Exercise aim: Return, without pictures, the lines from the start of the data through the one that contains "97, 90, 90, 90, 90, 90];".

Data provided:
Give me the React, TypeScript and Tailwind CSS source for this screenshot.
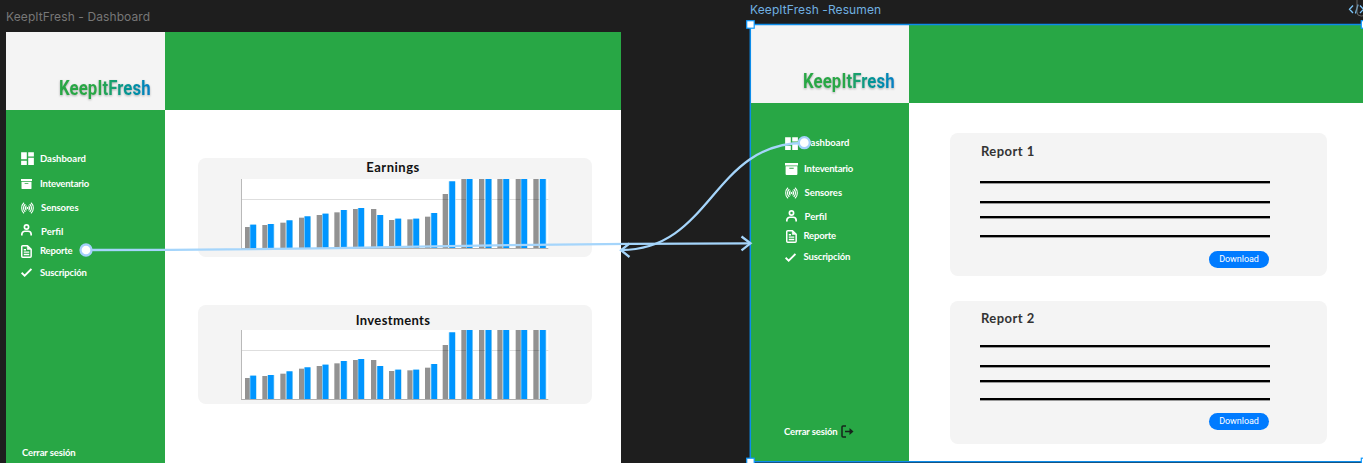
import React from 'react';
import { MdDashboard } from 'react-icons/md';

const grayX = [165, 217, 271, 327, 380, 433, 489, 543, 597, 652, 705, 758, 814, 867, 922, 977, 1030];
const blueX = [180, 233, 289, 343, 397, 452, 504, 561, 615, 669, 723, 777, 829, 886, 939, 993, 1049];
const grayY = [234, 228, 221, 206, 198, 190, 180, 180, 213, 211, 203, 135, 90, 90, 90, 90, 90];
const blueY = [227, 225, 214, 202, 194, 183, 177, 198, 209, 209, 192, 97, 90, 90, 90, 90, 90];

function BarChart() {
  return (
    <svg className="block h-[70px] w-[308px]" viewBox="153 90 924 210">
      <rect x="154" y="90" width="921" height="208" fill="#fff" />
      {grayX.map((x, i) => (
        <rect key={x} x={x} y={grayY[i]} width="16" height={298 - grayY[i]} fill="#929292" />
      ))}
      <rect x="154" y="150" width="921" height="3" fill="#000" fillOpacity="0.13" />
      {blueX.map((x, i) => (
        <React.Fragment key={x}>
          <rect x={x - 1} y={blueY[i]} width="21" height={298 - blueY[i]} fill="#a9dcf2" />
          <rect x={x + 1} y={blueY[i]} width="17" height={298 - blueY[i]} fill="#0095ff" />
        </React.Fragment>
      ))}
      <rect x="153" y="90" width="3" height="209" fill="#b9b9b9" />
      <rect x="153" y="297" width="922" height="3" fill="#b0b0b0" />
    </svg>
  );
}

function ChartCard({ title, first }: { title: string; first?: boolean }) {
  return (
    <section className="flex h-[99.500px] w-[394px] flex-col rounded-[8px] bg-[#f4f4f4]">
      <h2
        className={`w-[391px] text-center text-[13px] leading-[16px] font-bold text-[#111] ${
          first ? 'mt-[1px] h-[20px] tracking-[0.5px]' : 'mt-[7px] h-[18px] tracking-[0.35px]'
        }`}
      >
        {title}
      </h2>
      <div className="pl-[43.5px]">
        <BarChart />
      </div>
    </section>
  );
}

function ArchiveIcon({ wide }: { wide?: boolean }) {
  return (
    <svg className={wide ? 'h-[12px] w-[13px]' : 'h-[10px] w-[11px]'} viewBox="0 0 13 12" preserveAspectRatio="none" fill="currentColor">
      <path d="M0 0h13v2.4H0zM.6 3.3h11.8V11a1 1 0 0 1-1 1H1.6a1 1 0 0 1-1-1zM4.3 4.7v1.1h4.4V4.7z" fillRule="evenodd" />
    </svg>
  );
}

function SensorIcon() {
  return (
    <svg className="h-[12px] w-[13px]" viewBox="0 0 26 24" fill="none" stroke="currentColor" strokeWidth="2.200" strokeLinecap="round">
      <circle cx="13" cy="12" r="2.200" fill="currentColor" stroke="none" />
      <path d="M5.500 2C0 7 0 17 5.500 22M20.500 2C26 7 26 17 20.500 22M8 5C4 9 4 15 8 19M18 5c4 4 4 10 0 14M10.300 8c-2 2.500-2 5.500 0 8M15.700 8c2 2.500 2 5.500 0 8" />
    </svg>
  );
}

function UserIcon() {
  return (
    <svg className="h-[12px] w-[11px]" viewBox="0 0 22 24" fill="none" stroke="currentColor" strokeWidth="3.400">
      <circle cx="11" cy="6" r="4.200" />
      <path d="M1.700 23v-2.500a6 6 0 0 1 6-6h6.600a6 6 0 0 1 6 6V23" />
    </svg>
  );
}

function CheckIcon() {
  return (
    <svg className="h-[9px] w-[11px]" viewBox="0 0 22 18" fill="none" stroke="currentColor" strokeWidth="3.600">
      <path d="M1.200 9.500L7.300 15.300L20.800 2" />
    </svg>
  );
}

function ReportIcon() {
  return (
    <svg className="h-[13px] w-[11px]" viewBox="0 0 22 26" fill="none" stroke="currentColor" strokeWidth="3" strokeLinejoin="round">
      <path d="M3.500 1.500H13L20.300 8.500V22.500a2 2 0 0 1-2 2H3.500a2 2 0 0 1-2-2v-19a2 2 0 0 1 2-2z" />
      <path d="M12.500 2v7h7z" fill="currentColor" strokeWidth="1" />
      <path d="M5.500 9.500h4.500M5.500 14.300h11M5.500 19h11" strokeWidth="2.700" />
    </svg>
  );
}

function LogoutIcon() {
  return (
    <svg className="h-[13px] w-[13px] text-[#16241b]" viewBox="0 0 26 26" fill="none" stroke="currentColor" strokeWidth="3" strokeLinejoin="round">
      <path d="M10 2H4a2 2 0 0 0-2 2v18a2 2 0 0 0 2 2h6M8 13h14" />
      <path d="M17 6v14L25 13z" fill="currentColor" strokeWidth="0" />
    </svg>
  );
}

function Row({ icon, label, className }: { icon: React.ReactNode; label: string; className: string }) {
  return (
    <li className={`flex h-[18px] shrink-0 items-center ${className}`}>
      <span className="flex w-[13px] items-center justify-start">{icon}</span>
      <span className="whitespace-nowrap">{label}</span>
    </li>
  );
}

function Logo() {
  return (
    <div className="flex h-[78px] w-full items-end bg-[#f4f4f4] pb-[10px] pl-[53px]">
      <span className="block origin-left scale-x-[0.84] bg-linear-to-r from-[#28a745] from-45% to-[#087fc6] bg-clip-text text-[20px] leading-[24px] font-bold tracking-[0.1px] whitespace-nowrap text-transparent [font-family:Roboto,sans-serif] drop-shadow-[0_1.5px_1px_rgba(0,0,0,0.3)]">
        KeepItFresh
      </span>
    </div>
  );
}

function Dashboard() {
  return (
    <div className="absolute top-[32px] left-[6px] flex h-[431px] w-[615px] bg-white">
      <aside className="flex w-[159px] shrink-0 flex-col bg-[#28a745] text-white">
        <Logo />
        <ul className="flex flex-col pl-[15px] text-[9.500px] leading-[12px] font-bold">
          <Row className="mt-[39.500px] gap-[6px]" icon={<MdDashboard className="-ml-[2px] size-[17px] shrink-0" />} label="Dashboard" />
          <Row className="mt-[7px] gap-[6px] tracking-[-0.2px]" icon={<ArchiveIcon />} label="Inteventario" />
          <Row className="mt-[6.500px] gap-[7px] tracking-[-0.05px]" icon={<SensorIcon />} label="Sensores" />
          <Row className="mt-[5.500px] gap-[7px]" icon={<span className="-mt-[3px]"><UserIcon /></span>} label="Perfil" />
          <Row className="mt-[1.500px] gap-[6px] tracking-[-0.2px]" icon={<ReportIcon />} label="Reporte" />
          <Row className="mt-[3.500px] gap-[6px] tracking-[-0.15px]" icon={<CheckIcon />} label="Suscripción" />
        </ul>
        <div className="mt-auto pb-[4px] pl-[16px] text-[9.500px] leading-[12px] font-bold tracking-[-0.15px]">Cerrar sesión</div>
      </aside>
      <main className="flex grow flex-col">
        <header className="h-[78px] bg-[#28a745]" />
        <div className="flex flex-col gap-[47.500px] pt-[47.500px] pl-[32.500px]">
          <ChartCard title="Earnings" first />
          <ChartCard title="Investments" />
        </div>
      </main>
    </div>
  );
}

function ReportCard({ title, second }: { title: string; second?: boolean }) {
  return (
    <section className="flex h-[143px] w-[377px] flex-col rounded-[8px] bg-[#f4f4f4] pl-[30px]">
      <h2 className={`ml-[1px] text-[13px] leading-[16px] font-bold tracking-[0.45px] text-[#333] ${second ? 'mt-[9px]' : 'mt-[10px]'}`}>{title}</h2>
      <div className={`flex w-[290px] flex-col ${second ? 'mt-[19px]' : 'mt-[22px]'}`}>
        <div className="h-[2px] bg-black shadow-[0_1px_0_#999]" />
        <div className="mt-[18px] h-[2px] bg-black shadow-[0_1px_0_#999]" />
        <div className="mt-[13px] h-[2px] bg-black shadow-[0_1px_0_#999]" />
        <div className={`h-[2px] bg-black shadow-[0_1px_0_#999] ${second ? 'mt-[16px]' : 'mt-[17px]'}`} />
        <button
          className={`mr-[1px] h-[17px] w-[60px] self-end rounded-full bg-[#007bff] text-[9px] leading-[17px] tracking-[-0.04px] text-white [font-family:Roboto,sans-serif] ${
            second ? 'mt-[13px]' : 'mt-[14px]'
          }`}
        >
          Download
        </button>
      </div>
    </section>
  );
}

function Summary() {
  return (
    <div className="absolute top-[25px] left-[750px] flex h-[437px] w-[613px] bg-white">
      <aside className="flex w-[159px] shrink-0 flex-col bg-[#28a745] text-white">
        <Logo />
        <ul className="flex flex-col pl-[35px] text-[9.500px] leading-[12px] font-bold">
          <Row className="mt-[31px] gap-[5.500px]" icon={<MdDashboard className="-ml-[2px] size-[17px] shrink-0" />} label="Dashboard" />
          <Row className="mt-[8px] gap-[6px] tracking-[-0.2px]" icon={<ArchiveIcon wide />} label="Inteventario" />
          <Row className="mt-[6px] gap-[6.500px] tracking-[-0.05px]" icon={<SensorIcon />} label="Sensores" />
          <Row className="mt-[6px] gap-[6.500px]" icon={<span className="-mt-[3px] pl-[1px]"><UserIcon /></span>} label="Perfil" />
          <Row className="mt-[1px] gap-[5.500px] tracking-[-0.2px]" icon={<span className="pl-[1px]"><ReportIcon /></span>} label="Reporte" />
          <Row className="mt-[3px] gap-[5.500px] tracking-[-0.15px]" icon={<CheckIcon />} label="Suscripción" />
        </ul>
        <div className="mt-auto flex items-center gap-[4px] pb-[24px] pl-[34px] text-[9.500px] leading-[12px] font-bold tracking-[-0.15px]">
          <span className="whitespace-nowrap">Cerrar sesión</span>
          <LogoutIcon />
        </div>
      </aside>
      <main className="flex grow flex-col">
        <header className="h-[78px] bg-[#28a745]" />
        <div className="flex flex-col gap-[25px] pt-[30px] pl-[41px]">
          <ReportCard title="Report 1" />
          <ReportCard title="Report 2" second />
        </div>
      </main>
    </div>
  );
}

function CanvasOverlay() {
  return (
    <svg className="absolute inset-0 h-[463px] w-[1363px]" viewBox="0 0 1363 463" fill="none">
      <path d="M1363 24.500H750.300V461.700H1363" stroke="#0d8ce9" strokeWidth="1.500" />
      <g fill="#fff" stroke="#0d99ff" strokeWidth="1.200">
        <rect x="746.700" y="20.700" width="7.500" height="7.500" />
        <rect x="746.700" y="458.200" width="7.500" height="7.500" />
        <rect x="1361.300" y="20.700" width="7.500" height="7.500" />
        <rect x="1361.300" y="458.200" width="7.500" height="7.500" />
      </g>
      <g stroke="#a5d5fb" strokeWidth="2.300">
        <path d="M86 250C418 250 418 243.300 750 243.300" />
        <path d="M741.500 236.500L750.500 243.300L741.500 250.300" />
        <path d="M804 143C712 143 712 250 621 250" />
        <path d="M629.500 243.500L621 250.200L629.500 257" />
      </g>
      <g fill="#fff" stroke="#a5d0fb" strokeWidth="2.300">
        <circle cx="86" cy="250" r="5.500" />
        <circle cx="804.300" cy="142.700" r="5.500" />
      </g>
      <g stroke="#7cc4f8" strokeWidth="1.300">
        <path d="M1353 5.500L1349.500 9.300L1353 13M1358 4.500L1355.500 13.500M1360 5.500L1363.500 9.300L1360 13" />
      </g>
      <rect x="1357" y="-8" width="9" height="24" rx="4" stroke="#666" strokeWidth="1" />
    </svg>
  );
}

export default function App() {
  return (
    <div className="relative h-[463px] w-[1363px] overflow-hidden bg-[#1e1e1e] [font-family:Lato,'Open_Sans',sans-serif]">
      <div className="absolute top-[9px] left-[6px] text-[12px] leading-[16px] tracking-[0.1px] whitespace-nowrap text-[#777] [font-family:Inter,sans-serif]">
        KeepItFresh - Dashboard
      </div>
      <div className="absolute top-[2px] left-[750px] text-[12px] leading-[16px] tracking-[0.1px] whitespace-nowrap text-[#70b0e0] [font-family:Inter,sans-serif]">
        KeepItFresh -Resumen
      </div>
      <Dashboard />
      <Summary />
      <CanvasOverlay />
    </div>
  );
}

Worked solution:
Give me the React, TypeScript and Tailwind CSS source for this screenshot.
import React from 'react';
import { MdDashboard } from 'react-icons/md';

const grayX = [165, 217, 271, 327, 380, 433, 489, 543, 597, 652, 705, 758, 814, 867, 922, 977, 1030];
const blueX = [180, 233, 289, 343, 397, 452, 504, 561, 615, 669, 723, 777, 829, 886, 939, 993, 1049];
const grayY = [234, 228, 221, 206, 198, 190, 180, 180, 213, 211, 203, 135, 90, 90, 90, 90, 90];
const blueY = [227, 225, 214, 202, 194, 183, 177, 198, 209, 209, 192, 97, 90, 90, 90, 90, 90];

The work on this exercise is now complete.